▸ YOUR TASK
Find the string "this" and gather every line that holds it.

▸ GIVEN DATA
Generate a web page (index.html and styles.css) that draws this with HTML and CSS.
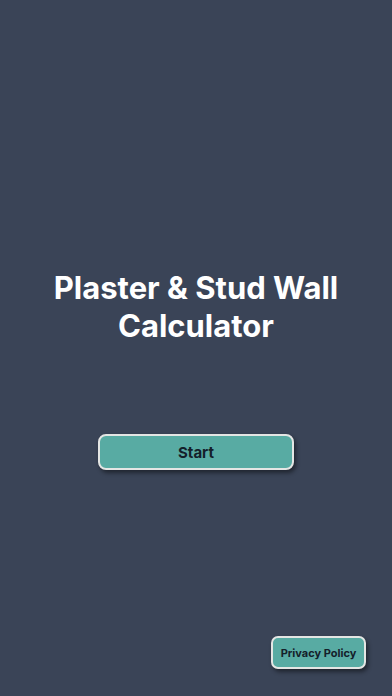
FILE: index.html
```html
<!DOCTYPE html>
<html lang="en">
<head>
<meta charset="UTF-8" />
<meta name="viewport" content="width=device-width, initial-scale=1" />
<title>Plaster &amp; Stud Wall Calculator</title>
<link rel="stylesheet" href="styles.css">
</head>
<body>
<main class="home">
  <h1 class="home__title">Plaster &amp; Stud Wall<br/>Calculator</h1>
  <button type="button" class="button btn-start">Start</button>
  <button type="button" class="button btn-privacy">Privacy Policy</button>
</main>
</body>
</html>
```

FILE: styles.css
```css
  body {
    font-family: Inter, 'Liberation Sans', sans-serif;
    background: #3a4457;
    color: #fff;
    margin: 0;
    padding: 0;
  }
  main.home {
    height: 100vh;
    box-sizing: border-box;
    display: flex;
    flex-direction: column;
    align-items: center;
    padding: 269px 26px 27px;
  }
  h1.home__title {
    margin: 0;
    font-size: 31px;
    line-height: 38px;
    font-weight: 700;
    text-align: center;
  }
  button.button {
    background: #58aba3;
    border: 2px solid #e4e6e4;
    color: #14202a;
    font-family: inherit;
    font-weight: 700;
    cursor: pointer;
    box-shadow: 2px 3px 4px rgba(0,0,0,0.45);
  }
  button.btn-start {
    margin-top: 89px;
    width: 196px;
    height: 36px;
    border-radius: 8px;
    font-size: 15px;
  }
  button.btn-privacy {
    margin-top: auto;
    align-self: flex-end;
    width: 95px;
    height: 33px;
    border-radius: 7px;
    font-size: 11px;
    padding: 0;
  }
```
* * *
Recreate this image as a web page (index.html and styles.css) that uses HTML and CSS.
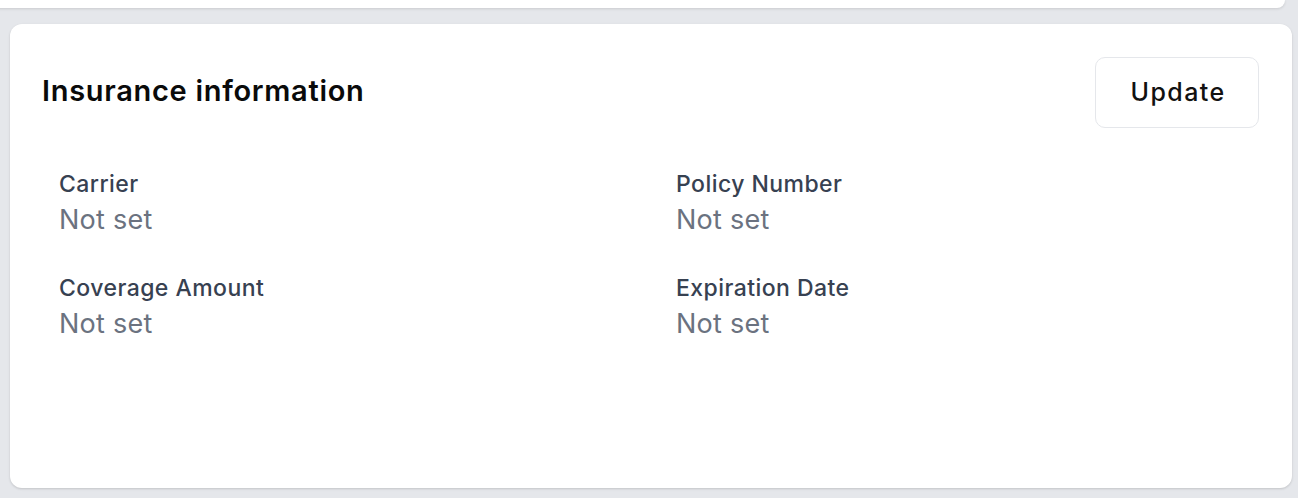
==
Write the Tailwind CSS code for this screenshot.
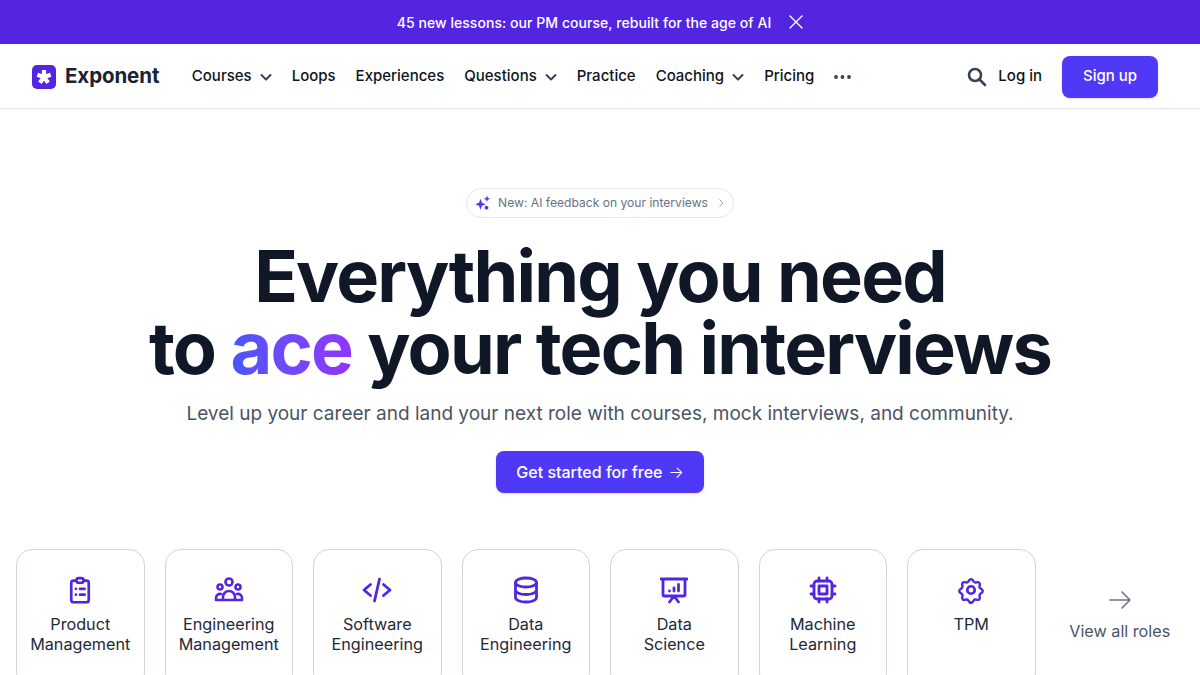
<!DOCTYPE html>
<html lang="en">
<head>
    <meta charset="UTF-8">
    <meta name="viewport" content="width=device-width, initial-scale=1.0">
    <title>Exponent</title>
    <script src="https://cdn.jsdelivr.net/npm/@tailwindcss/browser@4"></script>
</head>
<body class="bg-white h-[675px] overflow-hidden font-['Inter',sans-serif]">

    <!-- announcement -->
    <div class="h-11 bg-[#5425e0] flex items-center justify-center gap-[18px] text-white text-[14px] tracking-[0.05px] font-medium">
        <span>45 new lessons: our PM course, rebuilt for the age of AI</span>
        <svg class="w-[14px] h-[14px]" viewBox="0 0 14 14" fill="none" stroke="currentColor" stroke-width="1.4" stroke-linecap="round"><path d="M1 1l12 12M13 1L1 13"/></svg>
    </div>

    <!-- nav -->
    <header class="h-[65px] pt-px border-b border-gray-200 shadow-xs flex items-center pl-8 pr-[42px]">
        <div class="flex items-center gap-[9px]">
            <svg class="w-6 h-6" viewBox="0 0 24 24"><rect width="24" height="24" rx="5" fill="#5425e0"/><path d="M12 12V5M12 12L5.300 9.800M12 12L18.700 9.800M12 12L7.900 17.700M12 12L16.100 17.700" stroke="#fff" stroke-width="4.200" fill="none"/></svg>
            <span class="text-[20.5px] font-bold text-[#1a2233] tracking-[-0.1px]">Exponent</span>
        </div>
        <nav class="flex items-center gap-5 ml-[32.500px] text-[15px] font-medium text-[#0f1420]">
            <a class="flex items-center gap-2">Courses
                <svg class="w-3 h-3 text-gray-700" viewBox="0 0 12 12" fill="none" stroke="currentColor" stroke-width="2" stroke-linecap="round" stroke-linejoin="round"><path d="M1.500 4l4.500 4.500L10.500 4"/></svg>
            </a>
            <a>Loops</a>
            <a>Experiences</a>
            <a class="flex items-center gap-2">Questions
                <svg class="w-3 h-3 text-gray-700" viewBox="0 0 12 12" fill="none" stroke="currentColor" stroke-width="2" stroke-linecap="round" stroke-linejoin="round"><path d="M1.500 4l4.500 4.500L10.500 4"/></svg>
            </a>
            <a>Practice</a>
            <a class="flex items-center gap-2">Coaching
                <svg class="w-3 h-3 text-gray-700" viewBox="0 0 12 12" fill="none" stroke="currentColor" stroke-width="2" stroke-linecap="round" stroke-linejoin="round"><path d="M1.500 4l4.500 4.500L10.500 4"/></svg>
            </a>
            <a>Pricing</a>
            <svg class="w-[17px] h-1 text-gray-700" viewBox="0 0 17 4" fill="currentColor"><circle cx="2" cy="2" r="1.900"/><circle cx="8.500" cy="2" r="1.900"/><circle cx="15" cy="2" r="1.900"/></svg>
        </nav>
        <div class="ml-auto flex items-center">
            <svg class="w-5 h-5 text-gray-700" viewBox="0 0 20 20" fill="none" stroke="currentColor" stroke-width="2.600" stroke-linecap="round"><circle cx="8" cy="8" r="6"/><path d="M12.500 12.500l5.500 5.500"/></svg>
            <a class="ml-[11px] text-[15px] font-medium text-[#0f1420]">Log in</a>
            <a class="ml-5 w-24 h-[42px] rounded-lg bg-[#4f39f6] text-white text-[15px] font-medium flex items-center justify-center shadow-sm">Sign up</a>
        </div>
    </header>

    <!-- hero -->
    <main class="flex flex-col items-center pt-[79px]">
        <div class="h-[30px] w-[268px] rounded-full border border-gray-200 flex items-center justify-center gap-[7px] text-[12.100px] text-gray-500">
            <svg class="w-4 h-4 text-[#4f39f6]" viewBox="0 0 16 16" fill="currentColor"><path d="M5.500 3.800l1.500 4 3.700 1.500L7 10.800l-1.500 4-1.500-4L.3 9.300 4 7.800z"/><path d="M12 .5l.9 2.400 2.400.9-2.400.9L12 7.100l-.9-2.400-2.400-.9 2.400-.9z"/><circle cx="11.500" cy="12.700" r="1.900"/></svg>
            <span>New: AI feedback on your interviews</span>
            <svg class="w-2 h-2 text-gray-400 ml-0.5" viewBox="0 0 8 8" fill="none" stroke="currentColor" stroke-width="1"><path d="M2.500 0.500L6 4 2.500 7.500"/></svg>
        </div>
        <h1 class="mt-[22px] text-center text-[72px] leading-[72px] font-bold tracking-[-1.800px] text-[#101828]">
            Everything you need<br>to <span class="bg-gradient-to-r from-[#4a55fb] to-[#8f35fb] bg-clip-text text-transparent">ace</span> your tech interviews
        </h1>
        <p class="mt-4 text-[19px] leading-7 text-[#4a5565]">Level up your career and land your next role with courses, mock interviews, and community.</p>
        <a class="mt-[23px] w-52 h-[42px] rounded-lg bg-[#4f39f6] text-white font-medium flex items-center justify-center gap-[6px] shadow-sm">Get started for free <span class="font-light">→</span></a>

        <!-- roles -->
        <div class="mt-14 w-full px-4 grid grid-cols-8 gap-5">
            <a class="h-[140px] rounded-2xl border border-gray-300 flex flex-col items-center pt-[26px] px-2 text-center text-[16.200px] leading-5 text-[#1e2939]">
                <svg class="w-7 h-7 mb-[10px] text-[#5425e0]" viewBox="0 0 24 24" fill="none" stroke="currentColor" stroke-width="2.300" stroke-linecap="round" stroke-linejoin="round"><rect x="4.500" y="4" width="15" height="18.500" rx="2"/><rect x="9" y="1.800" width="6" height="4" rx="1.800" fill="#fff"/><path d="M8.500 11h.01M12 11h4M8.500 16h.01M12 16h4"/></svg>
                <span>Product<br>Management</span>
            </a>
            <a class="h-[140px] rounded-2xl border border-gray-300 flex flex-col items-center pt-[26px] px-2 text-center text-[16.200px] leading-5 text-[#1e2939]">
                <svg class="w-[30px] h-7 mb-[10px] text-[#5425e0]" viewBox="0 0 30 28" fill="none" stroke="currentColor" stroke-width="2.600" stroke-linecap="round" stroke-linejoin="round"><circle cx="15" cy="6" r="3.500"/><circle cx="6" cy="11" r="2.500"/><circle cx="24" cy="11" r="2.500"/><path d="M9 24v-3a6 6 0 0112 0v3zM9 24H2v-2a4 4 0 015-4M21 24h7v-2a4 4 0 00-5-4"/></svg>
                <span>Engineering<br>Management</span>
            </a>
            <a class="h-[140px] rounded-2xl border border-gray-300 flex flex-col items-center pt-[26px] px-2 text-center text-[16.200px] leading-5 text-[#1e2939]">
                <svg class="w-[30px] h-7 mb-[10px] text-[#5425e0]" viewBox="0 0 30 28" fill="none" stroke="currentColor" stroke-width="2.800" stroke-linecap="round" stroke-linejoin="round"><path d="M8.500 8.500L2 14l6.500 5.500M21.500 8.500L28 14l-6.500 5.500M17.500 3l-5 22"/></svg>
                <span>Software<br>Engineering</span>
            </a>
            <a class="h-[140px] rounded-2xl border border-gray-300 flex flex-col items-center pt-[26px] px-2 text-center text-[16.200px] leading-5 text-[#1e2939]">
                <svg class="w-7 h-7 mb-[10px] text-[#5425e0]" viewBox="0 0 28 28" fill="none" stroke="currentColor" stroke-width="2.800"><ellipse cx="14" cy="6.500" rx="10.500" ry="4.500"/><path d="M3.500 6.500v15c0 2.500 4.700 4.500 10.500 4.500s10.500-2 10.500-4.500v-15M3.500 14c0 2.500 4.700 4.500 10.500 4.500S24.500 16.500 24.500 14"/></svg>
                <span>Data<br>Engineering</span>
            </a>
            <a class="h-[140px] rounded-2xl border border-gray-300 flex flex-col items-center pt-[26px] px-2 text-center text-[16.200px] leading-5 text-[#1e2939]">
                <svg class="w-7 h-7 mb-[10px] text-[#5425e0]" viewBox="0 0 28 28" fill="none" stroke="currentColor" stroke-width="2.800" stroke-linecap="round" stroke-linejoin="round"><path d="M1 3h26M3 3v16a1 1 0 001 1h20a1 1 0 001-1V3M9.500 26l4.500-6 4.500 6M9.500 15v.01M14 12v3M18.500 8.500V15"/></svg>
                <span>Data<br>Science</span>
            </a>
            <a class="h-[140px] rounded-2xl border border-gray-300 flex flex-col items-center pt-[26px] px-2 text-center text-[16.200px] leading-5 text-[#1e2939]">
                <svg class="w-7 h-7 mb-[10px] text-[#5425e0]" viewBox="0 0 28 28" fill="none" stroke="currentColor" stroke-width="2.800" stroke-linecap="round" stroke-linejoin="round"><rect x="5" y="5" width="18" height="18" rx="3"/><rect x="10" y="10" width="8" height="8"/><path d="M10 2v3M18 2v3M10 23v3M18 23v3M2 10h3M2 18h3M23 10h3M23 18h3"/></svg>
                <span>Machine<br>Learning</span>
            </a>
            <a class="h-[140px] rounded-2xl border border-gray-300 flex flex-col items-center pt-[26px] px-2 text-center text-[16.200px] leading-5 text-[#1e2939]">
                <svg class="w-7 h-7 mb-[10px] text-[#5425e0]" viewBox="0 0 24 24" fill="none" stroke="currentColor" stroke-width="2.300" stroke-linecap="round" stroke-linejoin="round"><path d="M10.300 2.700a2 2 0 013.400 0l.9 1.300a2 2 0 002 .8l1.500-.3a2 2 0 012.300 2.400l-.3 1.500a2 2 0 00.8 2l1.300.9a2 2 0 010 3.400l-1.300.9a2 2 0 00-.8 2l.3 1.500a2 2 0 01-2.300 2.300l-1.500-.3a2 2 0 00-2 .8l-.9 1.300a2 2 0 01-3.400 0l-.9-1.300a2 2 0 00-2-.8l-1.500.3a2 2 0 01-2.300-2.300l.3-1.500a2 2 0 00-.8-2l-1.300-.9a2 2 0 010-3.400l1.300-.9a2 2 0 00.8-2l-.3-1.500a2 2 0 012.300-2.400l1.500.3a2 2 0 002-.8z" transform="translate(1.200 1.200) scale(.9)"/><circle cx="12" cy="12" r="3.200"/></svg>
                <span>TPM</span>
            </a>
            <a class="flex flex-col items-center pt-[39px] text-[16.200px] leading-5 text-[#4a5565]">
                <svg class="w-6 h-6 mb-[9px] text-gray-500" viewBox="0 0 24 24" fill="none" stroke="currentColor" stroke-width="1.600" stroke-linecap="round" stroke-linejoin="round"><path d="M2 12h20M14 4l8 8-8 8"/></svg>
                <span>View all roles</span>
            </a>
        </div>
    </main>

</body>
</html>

▸ FULL OUTPUT
Generate a web page (index.html and styles.css) that draws this with HTML and CSS.
Recreate this image as a web page (index.html and styles.css) that uses HTML and CSS.
Write the Tailwind CSS code for this screenshot.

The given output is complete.